The Great Natchez Tornado hit Natchez, Mississippi on Thursday, May 7, 1840. This tornado was the second deadliest tornado in United States history; at least 317 people were killed and at least 109 were injured.

Event description 
This massive tornado formed approximately twenty (20) miles southwest of Natchez, shortly before 1 p.m., and moved northeast along the Mississippi River. It followed the river directly, stripping forests from both shores. The vortex then struck the riverport of Natchez Landing, located below the bluff from Natchez. This windstorm tossed 116 flatboats (of the 120 docked at Natchez that day) into the river, drowning their crews and passengers. Other boats were picked up and thrown onto land. A piece of a steamboat window was reportedly found 30 miles (50 km) from the river. Many doing business on shore were also killed. At Natchez Landing, the destruction of dwellings, stores, steamboats and flatboats was almost complete. It then moved into the town of Natchez, though its full width of devastation also included the river and the Louisiana village of Vidalia. It was reported that "the air was black with whirling eddies of walls, roofs, chimneys and huge timbers from distant ruins...all shot through the air as if thrown from a mighty catapult." The central and northern portions of Natchez were slammed by the funnel and many buildings were completely destroyed. Forty-eight people were killed on land, and 269 others were killed on the river.

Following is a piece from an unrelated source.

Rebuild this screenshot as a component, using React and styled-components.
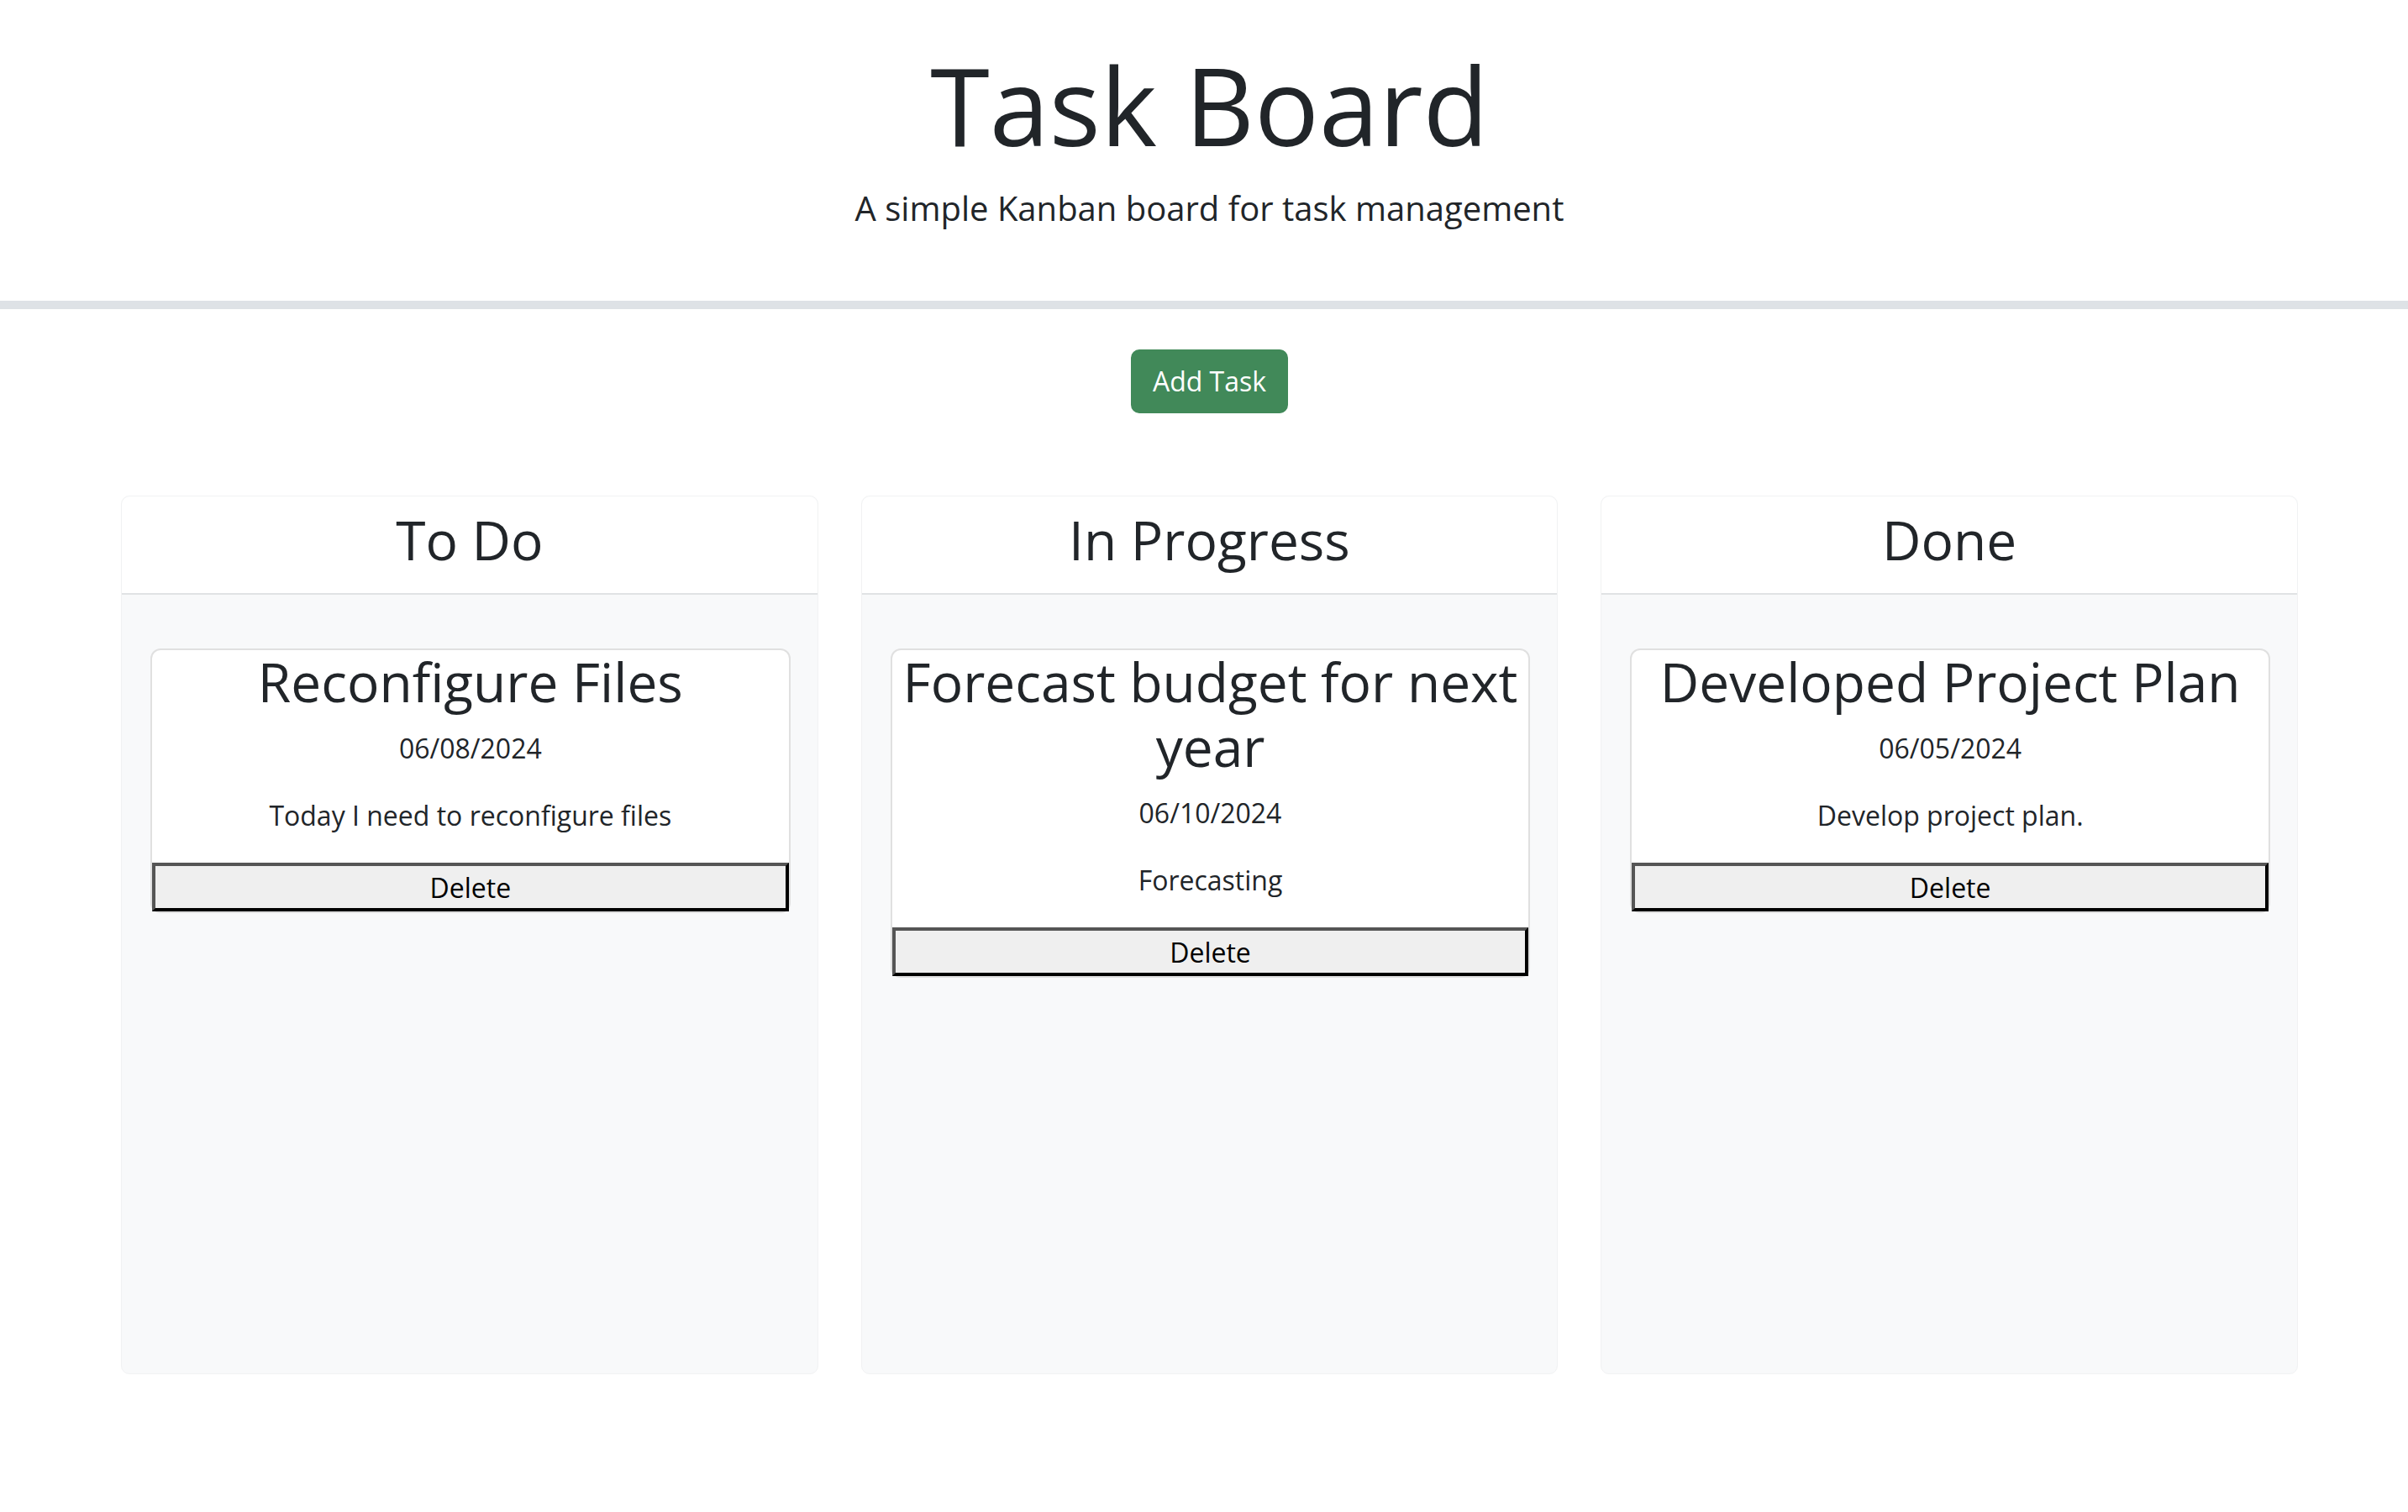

Numerous other deaths may have occurred further along the path as the tornado struck rural portions of Concordia Parish, Louisiana as well. The Free Trader stated that "Reports have come in from plantations 20 miles distant in Louisiana, and the rage of the tempest was terrible. Hundreds of (slaves) killed, dwellings swept like chaff from their foundations, the forest uprooted, and the crops beaten down and destroyed. Never, never, never, was there such desolation and ruin."

Aftermath 
The final death toll was 48 on land (with 47 deaths in Natchez and one in Vidalia) and 269 on the river, mostly from the sinking of flatboats. In addition to the 317 deaths, only 109 were injured, a testament to the tornado's intensity. The tornado is to this day ranked as the second deadliest in American history, and caused $1,260,000 in damage. The actual death toll may be higher than what is listed, as slave deaths were often not counted during this time period.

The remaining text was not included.